It can be useful to be able to classify new “test” documents using already classified “training” documents. A common example is using a corpus of labeled spam and ham (non-spam) e-mails to predict whether or not a new document is spam. For this project, you can start with a spam/ham dataset, then predict the class of new documents (either withheld from the training dataset or from another source such as your own spam folder). One example corpus: https://spamassassin.apache.org/publiccorpus/
library(tm)
## Loading required package: NLP
library(dplyr)
##
## Attaching package: 'dplyr'
## The following objects are masked from 'package:stats':
##
## filter, lag
## The following objects are masked from 'package:base':
##
## intersect, setdiff, setequal, union
library(stringr)
library(RTextTools)
## Loading required package: SparseM
##
## Attaching package: 'SparseM'
## The following object is masked from 'package:base':
##
## backsolve
library(wordcloud)
## Loading required package: RColorBrewer
The files used in this project were dowloaded from the following site: https://spamassassin.apache.org/old/publiccorpus/
The specific files that were downloaded are: 1. 20021010_easy_ham.tar.bz2 2. 20021010_hard_ham.tar.bz2 3. 20021010_spam.tar.bz
These files were saved in a folder on my desktop. The working directory was set to the location of the files.
getwd()
## [1] "/Users/juanelle/Desktop/MSDS/Data607/week 11"
#setwd("/Users/juanelle/Desktop/MSDS/Data607/week 11")

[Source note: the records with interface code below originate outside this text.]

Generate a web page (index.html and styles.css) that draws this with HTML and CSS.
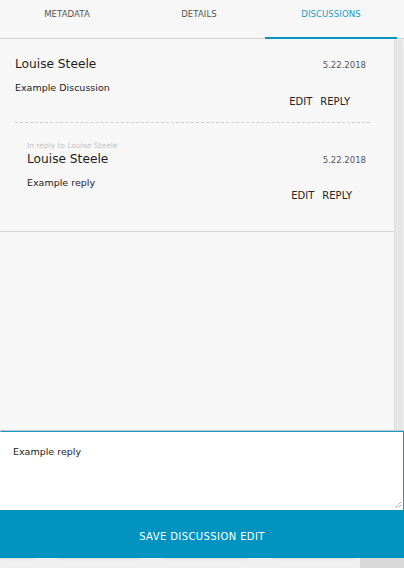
FILE: index.html
```html
<!DOCTYPE html>
<html>
<head>
<meta charset="utf-8">
<link rel="stylesheet" href="styles.css">
</head>
<body>
<div class="app">
  <nav class="tabs">
    <div class="tab">METADATA</div>
    <div class="tab">DETAILS</div>
    <div class="tab active">DISCUSSIONS</div>
  </nav>
  <div class="main">
    <div class="content">
      <div class="thread">
        <div class="post first">
          <div class="post-head">
            <span class="name">Louise Steele</span>
            <span class="date">5.22.2018</span>
          </div>
          <div class="body">Example Discussion</div>
          <div class="actions"><span>EDIT</span><span>REPLY</span></div>
        </div>
        <div class="divider"></div>
        <div class="post reply">
          <div class="reply-to">In reply to Louise Steele</div>
          <div class="post-head">
            <span class="name">Louise Steele</span>
            <span class="date">5.22.2018</span>
          </div>
          <div class="body">Example reply</div>
          <div class="actions"><span>EDIT</span><span>REPLY</span></div>
        </div>
      </div>
    </div>
    <div class="scrollbar"><div class="thumb"></div></div>
  </div>
  <div class="editor">
    <div class="textarea">Example reply</div>
    <svg class="grip" width="8" height="8" viewBox="0 0 8 8"><path d="M7 1L1 7M7 4L4 7" stroke="#777" stroke-width="1" stroke-dasharray="1 1"/></svg>
  </div>
  <div class="save">SAVE DISCUSSION EDIT</div>
  <div class="footer">
    <span class="chip c1"></span>
    <span class="chip c2"></span>
    <span class="chip c3"></span>
    <span class="chip c4"></span>
    <span class="corner"></span>
  </div>
</div>
</body>
</html>
```
FILE: styles.css
```css
* { box-sizing: border-box; }
html, body { margin: 0; padding: 0; }
body {
  width: 404px;
  height: 568px;
  overflow: hidden;
  font-family: "DejaVu Sans", Verdana, sans-serif;
  background: #f7f7f7;
  color: #222;
}
.app {
  display: flex;
  flex-direction: column;
  height: 568px;
}
.tabs {
  display: flex;
  height: 39px;
  padding-left: 1px;
  background: #f7f7f7;
  border-bottom: 1px solid #d2d2d2;
  flex: none;
}
.tab {
  width: 132px;
  display: flex;
  align-items: flex-start;
  justify-content: center;
  padding-top: 9px;
  font-size: 8.5px;
  color: #555;
  letter-spacing: 0.1px;
}
.tab.active {
  color: #1a9ac6;
  border-bottom: 2px solid #0892bd;
  margin-bottom: -1px;
}
.main {
  display: flex;
  height: 392px;
  flex: none;
  border-bottom: 1px solid #c8c8c8;
}
.content {
  flex: 1;
  background: #f7f7f7;
}
.thread {
  border-bottom: 1px solid #d4d4d4;
  padding: 18px 0 30px;
}
.post { padding: 0 28px 0 15px; }
.post.reply { padding-left: 27px; }
.post-head {
  display: flex;
  justify-content: space-between;
  align-items: baseline;
}
.name {
  font-size: 12.2px;
  color: #1d1d1d;
}
.date {
  font-size: 8.5px;
  color: #555;
}
.body {
  font-size: 9.5px;
  margin-top: 11px;
  color: #222;
}
.actions {
  display: flex;
  justify-content: flex-end;
  gap: 8px;
  font-size: 10px;
  margin-top: 3px;
  padding-right: 16px;
  color: #222;
}
.reply .actions { padding-right: 14px; margin-top: 2px; }
.divider {
  margin: 15px 24px 0 15px;
  border-top: 1px dashed #cfcfcf;
  height: 19px;
}
.reply-to {
  font-size: 7.5px;
  color: #c4c4c4;
  margin-bottom: 2px;
}
.scrollbar {
  width: 10px;
  background: #f0f0f0;
  display: flex;
  padding: 1px 1px 0 0;
}
.thumb {
  flex: 1;
  background: #e6e6e6;
  border-left: 1px solid #dcdcdc;
  border-radius: 2px 2px 0 0;
}
.editor {
  position: relative;
  height: 79px;
  flex: none;
  background: #fff;
  border: 1px solid #1198c4;
  border-left-color: #fff;
  border-bottom: none;
}
.textarea {
  padding: 14px 12px;
  font-size: 9.5px;
  color: #222;
}
.grip {
  position: absolute;
  right: 1px;
  bottom: 1px;
}
.save {
  height: 48px;
  flex: none;
  background: #0193bf;
  color: #fff;
  font-size: 10px;
  display: flex;
  align-items: center;
  justify-content: center;
  padding-top: 4px;
  letter-spacing: 0.4px;
}
.footer {
  flex: 1;
  display: flex;
  background: #efefef;
  position: relative;
}
.chip {
  height: 3px;
  background: linear-gradient(#e2e2e2, #efefef);
  border-radius: 0 0 3px 3px;
  margin-top: 0;
}
.c1 { width: 35px; margin-left: 0; }
.c2 { width: 83px; margin-left: 22px; }
.c3 { width: 85px; margin-left: 23px; }
.c4 { width: 83px; margin-left: 24px; }
.corner {
  margin-left: auto;
  width: 44px;
  background: #d9d9d9;
}
```
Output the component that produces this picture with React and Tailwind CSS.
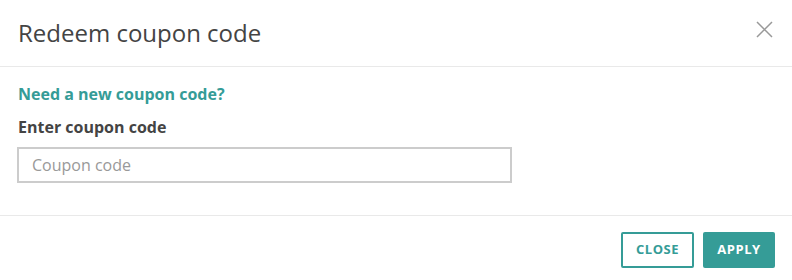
import React, { useState } from "react"

export default function App() {
    const [code, setCode] = useState("")

    return (
      <div className="w-[792px] h-[280px] bg-white text-[#444]" style={{ fontFamily: '"Open Sans", "Liberation Sans", sans-serif' }}>
        {/* header */}
        <div className="flex items-center justify-between h-[67px] pl-[18px] pr-[19px] border-b border-[#e9e9e9]">
          <h2 className="text-[24px] font-normal text-[#444] leading-none">Redeem coupon code</h2>
          <button className="self-start mt-[21px] text-[#999]" aria-label="Close">
            <svg className="block" width="17" height="17" viewBox="0 0 17 17" stroke="currentColor" strokeWidth="1.5">
              <path d="M1 1L16 16M16 1L1 16" />
            </svg>
          </button>
        </div>

        {/* body */}
        <div className="px-[18px] pt-[16px] h-[149px] border-b border-[#e9e9e9]">
          <a href="#" className="block text-[16px] font-bold text-[#359c97] leading-[22px]">Need a new coupon code?</a>
          <label className="block mt-[11px] text-[16px] font-bold text-[#444] leading-[22px]">Enter coupon code</label>
          <input
            value={code}
            onChange={e => setCode(e.target.value)}
            placeholder="Coupon code"
            className="mt-[9px] w-[495px] h-[36px] -ml-px px-[13px] border-2 border-[#ccc] text-[16px] text-[#444] placeholder:text-[#999] outline-none"
          />
        </div>

        {/* footer */}
        <div className="flex justify-end gap-[9px] pt-[16px] pr-[17px]">
          <button className="h-[36px] w-[73px] border-2 border-[#359c97] rounded-[2px] text-[13px] font-bold tracking-[0.5px] text-[#359c97]">CLOSE</button>
          <button className="h-[36px] w-[72px] bg-[#359c97] rounded-[2px] text-[13px] font-bold tracking-[0.5px] text-white">APPLY</button>
        </div>
      </div>
    )
}
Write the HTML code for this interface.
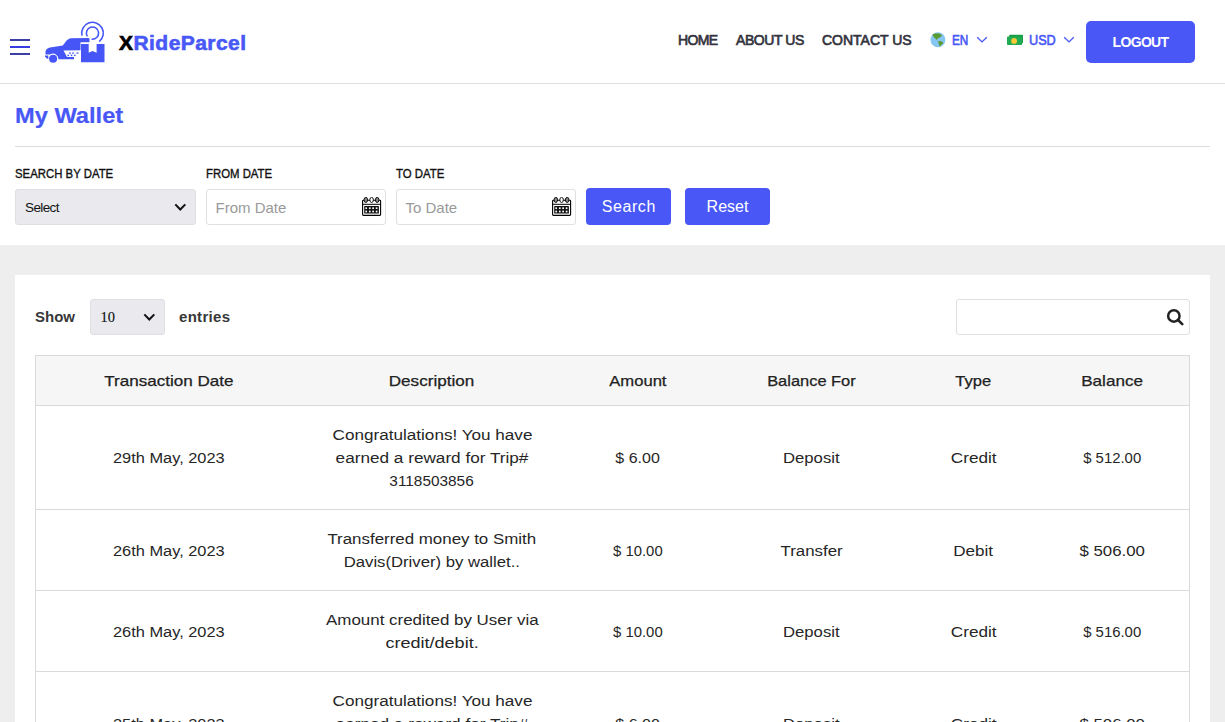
<!DOCTYPE html>
<html>
<head>
<meta charset="utf-8">
<style>
*{box-sizing:border-box;margin:0;padding:0}
html,body{width:1225px;height:722px;overflow:hidden;background:#fff;font-family:"Liberation Sans",sans-serif;color:#111}
.abs{position:absolute}
#header{position:absolute;left:0;top:0;width:1225px;height:84px;border-bottom:1px solid #e0e0e0;background:#fff}
.burger{position:absolute;left:10px;width:20px;height:2px;background:#3b3fc4}
.logo-text{position:absolute;left:119px;top:29.6px;font-size:21px;font-weight:bold;color:#4858f6;letter-spacing:0.45px;line-height:26px;white-space:nowrap;-webkit-text-stroke:0.6px #4858f6}
.logo-text b{color:#000;-webkit-text-stroke:0.7px #000}
.nav{position:absolute;top:32px;font-size:14px;font-weight:normal;-webkit-text-stroke:0.65px #33333d;color:#33333d;line-height:16px;white-space:nowrap}
.lang{-webkit-text-stroke:0.6px #4857f6}
.lang{color:#4857f6}
.logout{position:absolute;left:1086px;top:21px;width:109px;height:42px;background:#4857f6;border-radius:5px;color:#fff;font-weight:bold;font-size:14px;text-align:center;line-height:42px;letter-spacing:-0.65px}
h1{position:absolute;left:15px;top:103px;transform:scaleX(1.075);transform-origin:0 0;-webkit-text-stroke:0.2px #4857f6;font-size:22px;font-weight:bold;color:#4857f6;line-height:26px;white-space:nowrap}
.hr{position:absolute;left:15px;top:146px;width:1195px;height:1px;background:#dcdcdc}
.lbl{position:absolute;top:167.3px;font-size:12.3px;letter-spacing:0px;transform:scaleX(0.925);transform-origin:0 0;font-weight:normal;-webkit-text-stroke:0.35px #111;color:#111;line-height:14px;white-space:nowrap}
.sel{position:absolute;top:189px;height:36px;background:#e9e9ee;border:1px solid #dedee3;border-radius:3px}
.inp{position:absolute;top:189px;height:36px;width:180px;background:#fff;border:1px solid #e0e0e0;border-radius:3px}
.ph{position:absolute;left:8.5px;top:9px;font-size:15px;color:#999;line-height:18px;white-space:nowrap}
.btn{position:absolute;top:188px;width:85px;height:37px;background:#4857f6;border-radius:4px;color:#fff;font-size:16px;text-align:center;line-height:37px}
#grey{position:absolute;left:0;top:245px;width:1225px;height:477px;background:#eeeeee}
#card{position:absolute;left:15px;top:275px;width:1195px;height:447px;background:#fff}
.show{position:absolute;top:308px;font-size:15px;font-weight:bold;color:#383838;line-height:18px}
table{position:absolute;left:35px;top:355px;width:1154px;border-collapse:collapse;table-layout:fixed;font-size:15px;color:#262626;border:1px solid #dadada}
th{background:#f6f6f6;font-weight:normal;-webkit-text-stroke:0.25px #111;height:50px;border-bottom:1px solid #dadada;padding:0}
td:nth-child(6),th:nth-child(6){padding-right:3.5px}td,th{padding-right:1px}
td{text-align:center;line-height:23px;font-size:15.5px;padding:17px 1px 17px 0;border-top:1px solid #dadada}
</style>
</head>
<body>
<div id="header">
  <div class="burger" style="top:39px;background:#3c40a6"></div>
  <div class="burger" style="top:46px;background:#383ce0"></div>
  <div class="burger" style="top:53px;background:#3c40a6"></div>
  <svg class="abs" style="left:40px;top:18px" width="70" height="50" viewBox="40 18 70 50">
    <g fill="#4656f6">
      <path d="M45.5,51.5 C46,49 48,47.8 50,47.5 L62.8,45.6 C65,43 67,38.5 71,38.2 L88.5,38 Q89.5,38 89.5,39 L89.5,42.2 L80.5,42.2 L80.5,50.3 L63.5,50.6 L67,57 L74,57 L74,59.3 L58.4,59.3 L58.4,58.8 A5.3,5.3 0 0 0 50.15,54.4 L45.5,54.4 Z"/>
      <path d="M45,55.6 L48.3,55.6 L48.3,59.2 Q46.5,58.8 45,56.5 Z"/>
      <circle cx="53.1" cy="58.8" r="4"/>
      <rect x="69.2" y="52.3" width="1.5" height="1.5"/><rect x="72.3" y="52.3" width="1.5" height="1.5"/><rect x="76.5" y="52.5" width="2" height="1.2"/>
      <rect x="67.5" y="54.6" width="1.5" height="1.5"/><rect x="70.8" y="54.6" width="1.5" height="1.5"/><rect x="74.1" y="54.6" width="1.5" height="1.5"/>
      <path d="M81,44 L88.7,44 L88.7,52.7 L92.6,51 L96.6,52.7 L96.6,44 L104.5,44 L104.5,62.2 L81,62.2 Z"/>
    </g>
    <g fill="none" stroke="#4656f6" stroke-width="1.6">
      <path d="M82,35.6 A10.8,10.8 0 1 1 99.2,41.6"/>
      <path d="M87.4,36.4 A6.1,6.1 0 1 1 91.6,39.1"/>
    </g>
  </svg>
  <div class="logo-text"><b>X</b>RideParcel</div>
  <div class="nav" style="left:678px;letter-spacing:-0.67px">HOME</div>
  <div class="nav" style="left:736px;letter-spacing:-0.42px">ABOUT US</div>
  <div class="nav" style="left:822px;letter-spacing:0px">CONTACT US</div>
  <svg class="abs" style="left:930px;top:32px" width="16" height="16" viewBox="0 0 16 16">
    <circle cx="7.9" cy="7.8" r="7.45" fill="#86c6f2"/>
    <path d="M2.4,2.6 L5,1.6 L9,1.5 L11.3,2.6 L11.9,4.1 L10,5.3 L7.8,6.4 L6.6,7.9 L5.6,6.8 L3.8,5.3 Z M6.6,7.9 L8.5,9.1 L7.8,8.8 Z M8.4,9.1 L11,9.3 L12.8,10 L13.2,11.3 L11.2,13.1 L9.6,14.9 L9.3,13 L8.4,11 Z" fill="#5b9a32"/>
  </svg>
  <div class="nav lang" style="left:951.5px;transform:scaleX(0.84);transform-origin:0 0">EN</div>
  <svg class="abs" style="left:976px;top:36px" width="12" height="8" viewBox="0 0 12 8"><path d="M1.2,1.3 L6,5.9 L10.8,1.3" fill="none" stroke="#4857f6" stroke-width="1.4"/></svg>
  <svg class="abs" style="left:1006px;top:34px" width="18" height="12" viewBox="0 0 18 12">
    <rect x="3.2" y="0.85" width="13.8" height="8.35" rx="0.8" fill="#199a45"/>
    <rect x="1" y="2.5" width="15.1" height="8.5" rx="0.8" fill="#20aa52"/>
    <circle cx="8.1" cy="6.9" r="2.9" fill="#fbc935"/>
  </svg>
  <div class="nav lang" style="left:1028.5px;transform:scaleX(0.905);transform-origin:0 0">USD</div>
  <svg class="abs" style="left:1063px;top:36px" width="12" height="8" viewBox="0 0 12 8"><path d="M1.2,1.3 L6,5.9 L10.8,1.3" fill="none" stroke="#4857f6" stroke-width="1.4"/></svg>
  <div class="logout">LOGOUT</div>
</div>
<h1>My Wallet</h1>
<div class="hr"></div>
<div class="lbl" style="left:15px">SEARCH BY DATE</div>
<div class="lbl" style="left:206px">FROM DATE</div>
<div class="lbl" style="left:396px">TO DATE</div>
<div class="sel" style="left:15px;width:181px">
  <div class="abs" style="left:9px;top:9.7px;font-size:13.5px;line-height:16px;color:#111;letter-spacing:-0.6px">Select</div>
  <svg class="abs" style="left:157.5px;top:13px" width="13" height="9" viewBox="0 0 13 9"><path d="M1.3,1.4 L6.3,6.5 L11.3,1.4" fill="none" stroke="#111" stroke-width="2"/></svg>
</div>
<div class="inp" style="left:206px"><div class="ph">From Date</div>
  <svg class="abs" style="left:154px;top:7px" width="21" height="20" viewBox="361 197 21 20">
    <rect x="362.6" y="200.2" width="18" height="15.2" rx="0.8" fill="none" stroke="#000" stroke-width="1.1"/>
    <line x1="362.6" y1="204.3" x2="380.6" y2="204.3" stroke="#000" stroke-width="1"/>
    <ellipse cx="365.8" cy="199.9" rx="1.75" ry="2.6" fill="#888" stroke="#000" stroke-width="0.9"/>
    <ellipse cx="371.6" cy="199.9" rx="1.75" ry="2.6" fill="#fff" stroke="#000" stroke-width="0.9"/>
    <ellipse cx="377.2" cy="199.9" rx="1.75" ry="2.6" fill="#888" stroke="#000" stroke-width="0.9"/>
    <rect x="364.2" y="206.1" width="14.7" height="7.5" rx="0.6" fill="#111"/>
    <g fill="#fff"><rect x="365.35" y="207.35" width="1.7" height="1.7"/><rect x="368.95" y="207.35" width="1.7" height="1.7"/><rect x="372.25" y="207.35" width="1.7" height="1.7"/><rect x="375.75" y="207.35" width="1.7" height="1.7"/>
    <rect x="365.35" y="210.65" width="1.7" height="1.7"/><rect x="368.95" y="210.65" width="1.7" height="1.7"/><rect x="372.25" y="210.65" width="1.7" height="1.7"/><rect x="375.75" y="210.65" width="1.7" height="1.7"/></g>
  </svg>
</div>
<div class="inp" style="left:396px"><div class="ph">To Date</div>
  <svg class="abs" style="left:154px;top:7px" width="21" height="20" viewBox="361 197 21 20">
    <rect x="362.6" y="200.2" width="18" height="15.2" rx="0.8" fill="none" stroke="#000" stroke-width="1.1"/>
    <line x1="362.6" y1="204.3" x2="380.6" y2="204.3" stroke="#000" stroke-width="1"/>
    <ellipse cx="365.8" cy="199.9" rx="1.75" ry="2.6" fill="#888" stroke="#000" stroke-width="0.9"/>
    <ellipse cx="371.6" cy="199.9" rx="1.75" ry="2.6" fill="#fff" stroke="#000" stroke-width="0.9"/>
    <ellipse cx="377.2" cy="199.9" rx="1.75" ry="2.6" fill="#888" stroke="#000" stroke-width="0.9"/>
    <rect x="364.2" y="206.1" width="14.7" height="7.5" rx="0.6" fill="#111"/>
    <g fill="#fff"><rect x="365.35" y="207.35" width="1.7" height="1.7"/><rect x="368.95" y="207.35" width="1.7" height="1.7"/><rect x="372.25" y="207.35" width="1.7" height="1.7"/><rect x="375.75" y="207.35" width="1.7" height="1.7"/>
    <rect x="365.35" y="210.65" width="1.7" height="1.7"/><rect x="368.95" y="210.65" width="1.7" height="1.7"/><rect x="372.25" y="210.65" width="1.7" height="1.7"/><rect x="375.75" y="210.65" width="1.7" height="1.7"/></g>
  </svg>
</div>
<div class="btn" style="left:586px;letter-spacing:0.6px;text-indent:0.6px">Search</div>
<div class="btn" style="left:685px">Reset</div>
<div id="grey"></div>
<div id="card"></div>
<div class="show" style="left:35px">Show</div>
<div class="sel" style="left:90px;top:299px;width:75px">
  <div class="abs" style="left:9.5px;top:8.5px;font-family:'Liberation Serif',serif;font-size:14.5px;line-height:16px;color:#111;-webkit-text-stroke:0.15px #111">10</div>
  <svg class="abs" style="left:52px;top:13px" width="13" height="9" viewBox="0 0 13 9"><path d="M1.3,1.4 L6.3,6.5 L11.3,1.4" fill="none" stroke="#111" stroke-width="2"/></svg>
</div>
<div class="show" style="left:179px;letter-spacing:0.3px">entries</div>
<div class="inp" style="left:956px;top:299px;width:234px">
  <svg class="abs" style="left:204px;top:4px" width="25" height="25" viewBox="1161 304 25 25">
    <circle cx="1173.85" cy="315.95" r="5.7" fill="none" stroke="#222" stroke-width="2.5"/>
    <line x1="1178.2" y1="320.3" x2="1182.3" y2="324.1" stroke="#222" stroke-width="2.6" stroke-linecap="round"/>
  </svg>
</div>
<table>
<colgroup><col style="width:268px"><col style="width:258px"><col style="width:153px"><col style="width:195px"><col style="width:129px"><col style="width:151px"></colgroup>
<tr><th><span style="display:inline-block;transform:scaleX(1.1375)">Transaction Date</span></th><th><span style="display:inline-block;transform:scaleX(1.1395)">Description</span></th><th><span style="display:inline-block;transform:scaleX(1.1081)">Amount</span></th><th><span style="display:inline-block;transform:scaleX(1.0955)">Balance For</span></th><th><span style="display:inline-block;transform:scaleX(1.1010)">Type</span></th><th><span style="display:inline-block;transform:scaleX(1.1402)">Balance</span></th></tr>
<tr><td><span id="t0_0_0" style="display:inline-block;transform:scaleX(1.0569)">29th May, 2023</span></td><td><span id="t0_1_0" style="display:inline-block;transform:scaleX(1.1041)">Congratulations! You have</span><br><span id="t0_1_1" style="display:inline-block;transform:scaleX(1.1079)">earned a reward for Trip#</span><br><span id="t0_1_2" style="display:inline-block;transform:scaleX(0.9924)">3118503856</span></td><td><span id="t0_2_0" style="display:inline-block;transform:scaleX(1.0327)">$ 6.00</span></td><td><span id="t0_3_0" style="display:inline-block;transform:scaleX(1.0770)">Deposit</span></td><td><span id="t0_4_0" style="display:inline-block;transform:scaleX(1.1078)">Credit</span></td><td><span id="t0_5_0" style="display:inline-block;transform:scaleX(0.9614)">$ 512.00</span></td></tr>
<tr><td><span id="t1_0_0" style="display:inline-block;transform:scaleX(1.0569)">26th May, 2023</span></td><td><span id="t1_1_0" style="display:inline-block;transform:scaleX(1.0897)">Transferred money to Smith</span><br><span id="t1_1_1" style="display:inline-block;transform:scaleX(1.0768)">Davis(Driver) by wallet..</span></td><td><span id="t1_2_0" style="display:inline-block;transform:scaleX(0.9592)">$ 10.00</span></td><td><span id="t1_3_0" style="display:inline-block;transform:scaleX(1.0870)">Transfer</span></td><td><span id="t1_4_0" style="display:inline-block;transform:scaleX(1.1027)">Debit</span></td><td><span id="t1_5_0" style="display:inline-block;transform:scaleX(1.0857)">$ 506.00</span></td></tr>
<tr><td><span id="t2_0_0" style="display:inline-block;transform:scaleX(1.0569)">26th May, 2023</span></td><td><span id="t2_1_0" style="display:inline-block;transform:scaleX(1.0925)">Amount credited by User via</span><br><span id="t2_1_1" style="display:inline-block;transform:scaleX(1.1632)">credit/debit.</span></td><td><span id="t2_2_0" style="display:inline-block;transform:scaleX(0.9592)">$ 10.00</span></td><td><span id="t2_3_0" style="display:inline-block;transform:scaleX(1.0770)">Deposit</span></td><td><span id="t2_4_0" style="display:inline-block;transform:scaleX(1.1078)">Credit</span></td><td><span id="t2_5_0" style="display:inline-block;transform:scaleX(0.9614)">$ 516.00</span></td></tr>
<tr><td><span id="t3_0_0" style="display:inline-block;transform:scaleX(1.0569)">25th May, 2023</span></td><td><span id="t3_1_0" style="display:inline-block;transform:scaleX(1.1041)">Congratulations! You have</span><br><span id="t3_1_1" style="display:inline-block;transform:scaleX(1.1079)">earned a reward for Trip#</span><br><span id="t3_1_2" style="display:inline-block;transform:scaleX(0.9924)">3118503856</span></td><td><span id="t3_2_0" style="display:inline-block;transform:scaleX(1.0327)">$ 6.00</span></td><td><span id="t3_3_0" style="display:inline-block;transform:scaleX(1.0770)">Deposit</span></td><td><span id="t3_4_0" style="display:inline-block;transform:scaleX(1.1078)">Credit</span></td><td><span id="t3_5_0" style="display:inline-block;transform:scaleX(1.0857)">$ 506.00</span></td></tr>
</table>
</body>
</html>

Document classification falls within the realm of text mining.This is a relatively new area for me as a beginner data scientist. After much research, i learnt that there are about five main steps to document classification. These are: 1. Create corpus 2. Preprocess Corpus 3. Prepare Document Term Matrix 4. Prepare features and labels for model 5. Create “train” and “test” data 6. Run and test model
These were the steps followed in this project
spam <- VCorpus(DirSource("spam", encoding = "UTF-8"), readerControl = list(language="en"))
easy_ham <- VCorpus(DirSource("easy_ham",encoding = "UTF-8"), readerControl = list(language="en"))
hard_ham <- VCorpus(DirSource("hard_ham", encoding = "UTF-8"), readerControl = list(language="en"))
#A peek at the content of a spam and easy_ham document
#writeLines(as.character(spam[[30]]))
#writeLines(as.character(easy_ham[[30]]))
#Add meta labels
meta(spam, tag = "type") <- "spam"
meta(easy_ham, tag = "type") <- "ham"
meta(hard_ham, tag = "type") <- "ham"
# Combine all corpus
combined_emails <- c(spam, easy_ham, hard_ham)
#meta(spam[[1]])
This is the process whereby the data was cleaned to remove dirty data since these can negatively affect the results.
combined_emails <- tm_map(combined_emails, content_transformer(function(x) iconv(x, to = 'UTF-8-MAC', sub = 'byte')))
combined_emails <- tm_map(combined_emails, content_transformer(tolower))
combined_emails <- tm_map(combined_emails, removeNumbers) # remove numbers as these are not of intdrest
combined_emails <- tm_map(combined_emails, removeWords, words = stopwords("en")) # remove common words such as a, an the)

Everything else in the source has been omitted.